** Begin Raw records **

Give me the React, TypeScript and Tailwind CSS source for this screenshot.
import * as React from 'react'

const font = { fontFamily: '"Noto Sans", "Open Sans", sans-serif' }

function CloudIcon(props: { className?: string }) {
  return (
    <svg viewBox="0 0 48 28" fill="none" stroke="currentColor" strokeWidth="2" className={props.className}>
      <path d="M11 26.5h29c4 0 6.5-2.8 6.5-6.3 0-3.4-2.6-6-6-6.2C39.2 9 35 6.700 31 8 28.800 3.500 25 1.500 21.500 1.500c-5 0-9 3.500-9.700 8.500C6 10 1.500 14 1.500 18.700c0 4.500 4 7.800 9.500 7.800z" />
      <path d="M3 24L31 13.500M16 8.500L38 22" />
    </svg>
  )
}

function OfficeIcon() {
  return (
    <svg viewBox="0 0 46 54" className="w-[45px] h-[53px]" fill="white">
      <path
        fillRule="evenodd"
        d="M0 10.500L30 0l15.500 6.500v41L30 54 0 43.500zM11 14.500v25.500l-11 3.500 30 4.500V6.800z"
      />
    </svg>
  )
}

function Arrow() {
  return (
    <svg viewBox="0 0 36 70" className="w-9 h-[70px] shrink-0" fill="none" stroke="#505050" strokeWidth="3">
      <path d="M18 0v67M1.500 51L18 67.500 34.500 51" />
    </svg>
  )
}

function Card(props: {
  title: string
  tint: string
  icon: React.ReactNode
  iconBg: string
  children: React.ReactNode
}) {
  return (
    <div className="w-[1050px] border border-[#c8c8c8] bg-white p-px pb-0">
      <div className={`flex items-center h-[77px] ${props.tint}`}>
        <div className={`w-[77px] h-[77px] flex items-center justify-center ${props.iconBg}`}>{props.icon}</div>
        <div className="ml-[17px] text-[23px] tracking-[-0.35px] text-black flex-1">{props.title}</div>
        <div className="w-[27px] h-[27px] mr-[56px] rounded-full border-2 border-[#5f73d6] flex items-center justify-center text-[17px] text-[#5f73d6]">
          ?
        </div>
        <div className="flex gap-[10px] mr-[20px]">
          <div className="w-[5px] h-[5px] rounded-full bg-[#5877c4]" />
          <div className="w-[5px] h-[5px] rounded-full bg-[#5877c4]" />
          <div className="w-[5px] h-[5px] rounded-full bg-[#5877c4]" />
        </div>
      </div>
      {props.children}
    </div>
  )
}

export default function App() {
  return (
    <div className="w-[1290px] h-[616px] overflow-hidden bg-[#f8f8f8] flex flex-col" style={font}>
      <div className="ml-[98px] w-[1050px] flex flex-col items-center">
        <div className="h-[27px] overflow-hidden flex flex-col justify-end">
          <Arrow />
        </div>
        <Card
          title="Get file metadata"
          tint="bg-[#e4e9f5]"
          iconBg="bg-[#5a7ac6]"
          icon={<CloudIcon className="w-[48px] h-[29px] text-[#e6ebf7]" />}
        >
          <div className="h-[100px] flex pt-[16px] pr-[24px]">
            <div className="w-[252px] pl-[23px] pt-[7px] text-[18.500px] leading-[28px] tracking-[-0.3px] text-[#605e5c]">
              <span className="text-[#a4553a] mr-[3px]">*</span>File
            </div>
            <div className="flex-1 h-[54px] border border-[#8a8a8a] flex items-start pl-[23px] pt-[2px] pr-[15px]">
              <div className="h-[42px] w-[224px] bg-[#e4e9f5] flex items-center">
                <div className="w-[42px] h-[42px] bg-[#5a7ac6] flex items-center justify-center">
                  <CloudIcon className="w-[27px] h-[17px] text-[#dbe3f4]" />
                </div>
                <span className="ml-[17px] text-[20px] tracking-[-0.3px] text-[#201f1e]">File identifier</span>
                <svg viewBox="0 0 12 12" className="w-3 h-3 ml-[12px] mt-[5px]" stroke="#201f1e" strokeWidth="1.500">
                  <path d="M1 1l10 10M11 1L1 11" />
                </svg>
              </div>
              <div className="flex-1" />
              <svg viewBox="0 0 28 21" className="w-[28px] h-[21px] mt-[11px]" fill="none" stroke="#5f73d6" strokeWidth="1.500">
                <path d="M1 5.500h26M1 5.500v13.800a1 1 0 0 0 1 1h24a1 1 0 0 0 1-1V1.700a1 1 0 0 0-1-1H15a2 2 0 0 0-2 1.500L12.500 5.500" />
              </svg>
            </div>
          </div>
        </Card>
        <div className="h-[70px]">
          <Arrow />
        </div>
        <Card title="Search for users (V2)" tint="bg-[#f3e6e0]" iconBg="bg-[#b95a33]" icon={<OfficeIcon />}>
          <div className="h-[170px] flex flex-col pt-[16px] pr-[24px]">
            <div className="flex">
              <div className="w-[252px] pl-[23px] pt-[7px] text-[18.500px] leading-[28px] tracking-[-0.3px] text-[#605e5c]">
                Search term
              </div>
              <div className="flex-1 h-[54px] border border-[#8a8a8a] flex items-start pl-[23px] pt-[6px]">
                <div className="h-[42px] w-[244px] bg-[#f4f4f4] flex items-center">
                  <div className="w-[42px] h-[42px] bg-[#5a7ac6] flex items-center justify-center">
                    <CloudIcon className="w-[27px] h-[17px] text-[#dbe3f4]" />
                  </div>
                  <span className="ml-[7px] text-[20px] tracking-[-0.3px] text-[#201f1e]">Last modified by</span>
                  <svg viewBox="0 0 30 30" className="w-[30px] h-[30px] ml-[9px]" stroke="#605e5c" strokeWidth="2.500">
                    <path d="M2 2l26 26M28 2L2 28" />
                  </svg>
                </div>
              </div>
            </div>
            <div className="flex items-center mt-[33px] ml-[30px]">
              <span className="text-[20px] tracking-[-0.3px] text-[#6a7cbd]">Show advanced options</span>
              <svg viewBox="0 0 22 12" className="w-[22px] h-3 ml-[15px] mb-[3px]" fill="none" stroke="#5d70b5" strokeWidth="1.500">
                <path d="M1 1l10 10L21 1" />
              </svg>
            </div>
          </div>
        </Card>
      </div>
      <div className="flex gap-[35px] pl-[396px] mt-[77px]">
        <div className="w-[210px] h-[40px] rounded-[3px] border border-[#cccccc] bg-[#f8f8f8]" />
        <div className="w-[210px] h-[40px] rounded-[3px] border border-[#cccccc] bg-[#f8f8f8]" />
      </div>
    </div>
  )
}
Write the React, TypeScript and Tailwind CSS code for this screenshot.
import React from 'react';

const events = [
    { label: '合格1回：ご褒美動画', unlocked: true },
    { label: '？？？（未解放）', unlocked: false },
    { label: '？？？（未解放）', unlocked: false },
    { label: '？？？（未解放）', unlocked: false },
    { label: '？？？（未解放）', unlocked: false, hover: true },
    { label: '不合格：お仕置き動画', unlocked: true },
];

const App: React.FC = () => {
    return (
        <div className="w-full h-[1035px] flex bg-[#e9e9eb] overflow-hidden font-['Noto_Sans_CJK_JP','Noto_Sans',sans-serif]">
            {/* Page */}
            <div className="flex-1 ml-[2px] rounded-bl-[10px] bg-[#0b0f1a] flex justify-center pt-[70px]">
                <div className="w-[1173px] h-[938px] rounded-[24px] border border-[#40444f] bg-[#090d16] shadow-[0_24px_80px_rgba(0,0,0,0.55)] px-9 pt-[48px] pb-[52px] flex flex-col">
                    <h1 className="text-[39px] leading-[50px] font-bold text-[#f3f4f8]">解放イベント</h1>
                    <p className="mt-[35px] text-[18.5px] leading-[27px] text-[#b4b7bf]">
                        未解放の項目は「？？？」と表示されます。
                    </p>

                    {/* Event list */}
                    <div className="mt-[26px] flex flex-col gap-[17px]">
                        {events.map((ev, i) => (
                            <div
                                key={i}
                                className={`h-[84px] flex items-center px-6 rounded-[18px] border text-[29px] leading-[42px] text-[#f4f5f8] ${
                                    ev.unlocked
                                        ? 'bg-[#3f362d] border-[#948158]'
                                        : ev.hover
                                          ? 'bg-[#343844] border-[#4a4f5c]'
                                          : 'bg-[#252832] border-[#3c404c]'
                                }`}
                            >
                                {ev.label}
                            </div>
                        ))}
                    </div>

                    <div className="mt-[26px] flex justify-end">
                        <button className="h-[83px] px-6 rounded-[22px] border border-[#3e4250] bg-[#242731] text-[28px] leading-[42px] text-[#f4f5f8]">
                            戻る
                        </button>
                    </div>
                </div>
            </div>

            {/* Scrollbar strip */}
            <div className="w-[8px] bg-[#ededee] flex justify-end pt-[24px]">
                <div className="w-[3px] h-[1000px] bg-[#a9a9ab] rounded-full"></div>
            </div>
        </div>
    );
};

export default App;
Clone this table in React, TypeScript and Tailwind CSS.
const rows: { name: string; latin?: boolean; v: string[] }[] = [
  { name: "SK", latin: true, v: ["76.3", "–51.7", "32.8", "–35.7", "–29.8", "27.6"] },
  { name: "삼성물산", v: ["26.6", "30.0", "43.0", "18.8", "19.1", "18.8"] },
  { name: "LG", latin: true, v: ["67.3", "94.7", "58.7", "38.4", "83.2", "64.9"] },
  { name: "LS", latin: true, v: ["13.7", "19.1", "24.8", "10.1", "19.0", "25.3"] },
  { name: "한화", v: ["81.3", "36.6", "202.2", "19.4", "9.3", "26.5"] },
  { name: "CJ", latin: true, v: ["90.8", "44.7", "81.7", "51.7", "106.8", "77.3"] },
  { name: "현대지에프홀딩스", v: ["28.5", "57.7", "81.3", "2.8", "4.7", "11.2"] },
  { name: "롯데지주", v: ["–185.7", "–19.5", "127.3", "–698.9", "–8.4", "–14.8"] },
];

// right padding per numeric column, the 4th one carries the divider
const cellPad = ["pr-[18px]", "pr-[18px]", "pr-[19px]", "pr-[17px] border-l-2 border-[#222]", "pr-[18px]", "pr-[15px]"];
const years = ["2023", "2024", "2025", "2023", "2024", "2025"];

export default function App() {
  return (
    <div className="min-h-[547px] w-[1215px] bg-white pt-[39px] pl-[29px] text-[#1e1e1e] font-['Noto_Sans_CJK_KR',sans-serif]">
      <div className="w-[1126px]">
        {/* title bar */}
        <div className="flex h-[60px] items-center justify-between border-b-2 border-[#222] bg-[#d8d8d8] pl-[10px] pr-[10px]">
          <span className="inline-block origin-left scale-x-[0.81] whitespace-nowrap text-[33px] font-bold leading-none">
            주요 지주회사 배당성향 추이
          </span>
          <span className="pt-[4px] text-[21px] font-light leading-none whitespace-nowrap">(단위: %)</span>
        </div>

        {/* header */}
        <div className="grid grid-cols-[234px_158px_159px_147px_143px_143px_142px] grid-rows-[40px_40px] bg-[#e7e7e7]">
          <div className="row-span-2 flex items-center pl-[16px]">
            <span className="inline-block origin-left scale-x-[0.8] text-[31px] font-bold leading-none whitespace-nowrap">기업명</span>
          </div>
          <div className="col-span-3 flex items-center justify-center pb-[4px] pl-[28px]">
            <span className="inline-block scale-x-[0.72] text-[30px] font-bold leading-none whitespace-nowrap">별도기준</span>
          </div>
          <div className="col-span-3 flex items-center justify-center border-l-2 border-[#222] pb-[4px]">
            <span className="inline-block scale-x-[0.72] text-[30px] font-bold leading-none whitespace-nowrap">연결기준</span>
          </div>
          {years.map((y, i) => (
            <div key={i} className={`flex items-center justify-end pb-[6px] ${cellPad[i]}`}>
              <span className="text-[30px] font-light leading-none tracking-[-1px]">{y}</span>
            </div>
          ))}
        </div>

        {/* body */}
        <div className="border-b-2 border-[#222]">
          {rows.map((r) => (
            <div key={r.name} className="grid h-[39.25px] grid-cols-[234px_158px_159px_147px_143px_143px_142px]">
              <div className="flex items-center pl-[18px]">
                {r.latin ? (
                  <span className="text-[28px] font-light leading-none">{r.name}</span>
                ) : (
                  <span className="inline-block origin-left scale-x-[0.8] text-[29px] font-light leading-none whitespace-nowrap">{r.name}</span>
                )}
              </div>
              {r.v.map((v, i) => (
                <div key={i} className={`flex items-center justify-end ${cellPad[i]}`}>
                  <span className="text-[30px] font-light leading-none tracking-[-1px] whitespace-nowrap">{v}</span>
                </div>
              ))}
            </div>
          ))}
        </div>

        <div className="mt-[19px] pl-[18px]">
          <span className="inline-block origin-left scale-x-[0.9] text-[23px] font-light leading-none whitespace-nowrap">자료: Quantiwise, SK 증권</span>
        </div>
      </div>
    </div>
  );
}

** End Raw records **

From the entries above, select each line containing the string "this".

■ Right answer:
Give me the React, TypeScript and Tailwind CSS source for this screenshot.
Write the React, TypeScript and Tailwind CSS code for this screenshot.
Clone this table in React, TypeScript and Tailwind CSS.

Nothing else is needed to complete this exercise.